In the 1960s Ireland decided that it would be on Central European Time in the summer, and Central European Time minus an hour in winter. Completely different from the UK, which of course is on Greenwich Mean Time in winter and British Summer Time in summer.

The choice of time is obviously political in other parts of Europe. the entirety of the Benelux countries and almost all of France are west of the 7°30' longitude which should really be the cut-off point for Central European Time; most of Spain, indeed, is west rather than east of Greenwich, but they have all opted to go with the Germans, Swiss, Italians and neighbours further to the east.

The 45° line, which should give you three hours' difference from the UK, cuts through Georgia, Armenia and Azerbaijan, but after independence all three kept the Soviet practice of putting the clocks another hour ahead anyway. After the 2003 revolution in Georgia, President Saakashvili moved the country an hour to the west, so they are now in line with Moscow and Iraq, and the shift at the Turkish border is only one hour instead of two. (This doesn't seem to have been picked up by on-line sources.)

There is a nice animation of world time zones here.

Comments

( 5 comments — Leave a comment )
tamaranth
Apr. 12th, 2006 12:49 pm (UTC)
I have a very vague recollection of reading (possibly in Cecil Torr's Small Talk in Wreyland) that In The Olden Days, Truro was 12 minutes ahead of London, or maybe 12 minutes behind, to reflect the actual times of sunrise / sunset a couple of degrees further west.
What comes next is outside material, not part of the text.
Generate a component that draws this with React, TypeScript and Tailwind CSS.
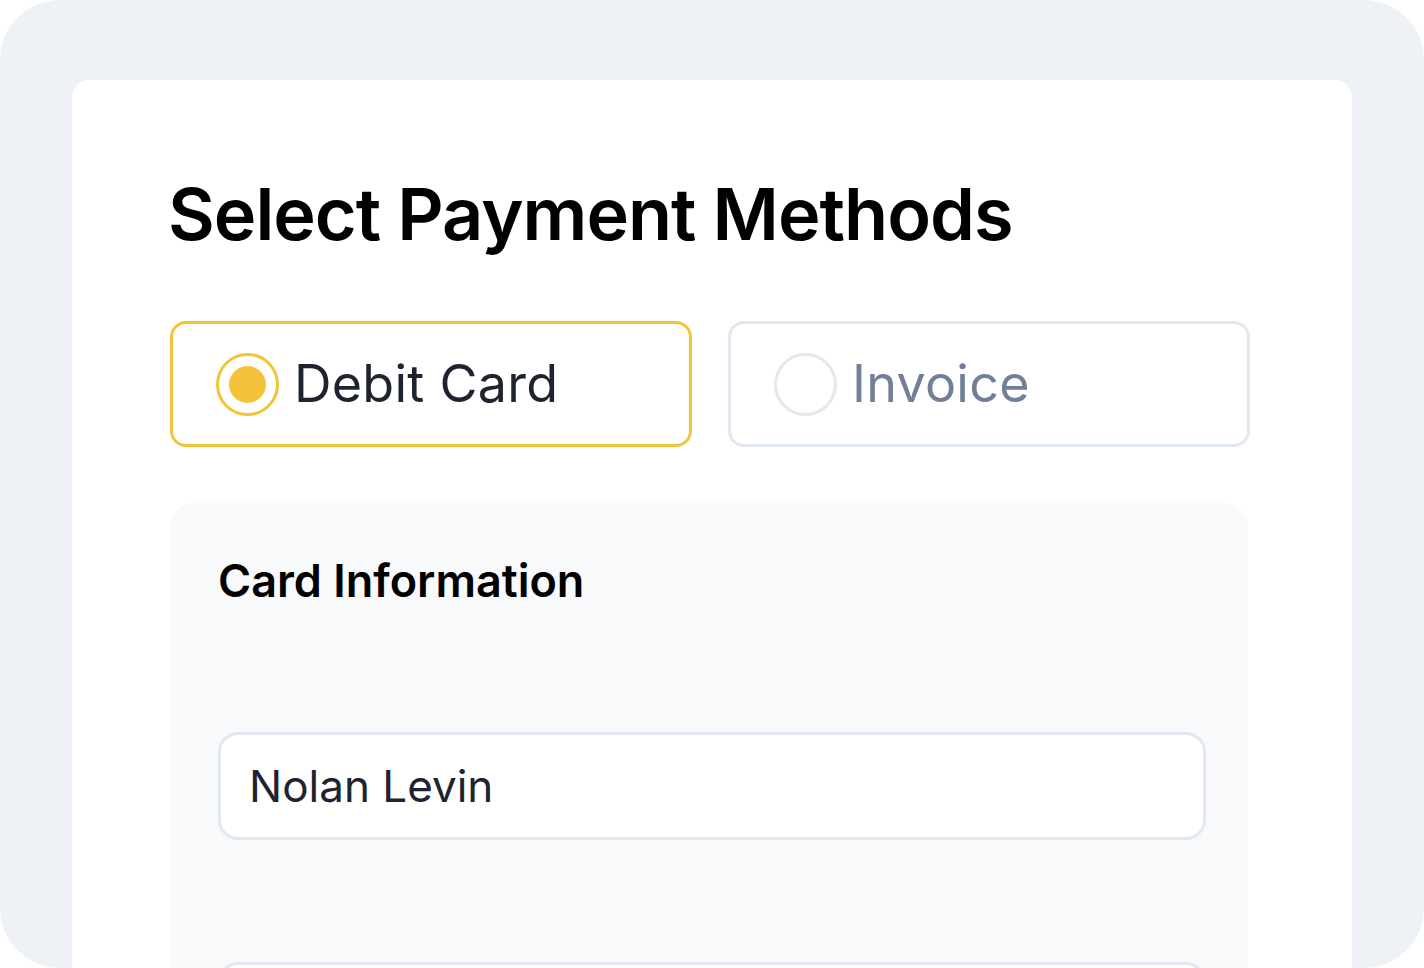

Times were standardised with the coming of the railways.
oldsma
Apr. 12th, 2006 01:02 pm (UTC)
There is a recent book about the technical and political problems in getting the current system of time zones set up: Einstein's Clocks, Poincare's Maps by Peter Louis Galison.

MAO
mizkit
Apr. 12th, 2006 03:02 pm (UTC)
*worried eyebrows* Now I'm no longer certain what time it is where I am! :)
leedy
Apr. 13th, 2006 01:23 pm (UTC)
Ireland was 25 minutes behind Great Britain until 1916, "Dublin Time" being based on the meridian of Dunsink Observatory.

REALLY? I had no idea!
(Anonymous)
Sep. 24th, 2007 01:37 pm (UTC)
Dublin Time
Fascinating stuff, Nicholas. I was made aware of the existence of Dublin Time only in the past month, when somebody wrote into The Irish Times mentioning it. Your article appears in the first page of a Google search for "Dublin Time" and "25 Minutes". I'm still wondering, though, about the origins of Dublin Time, and indeed time setting in early modern/modern Ireland. Do you know any books on this topic? Beir bua!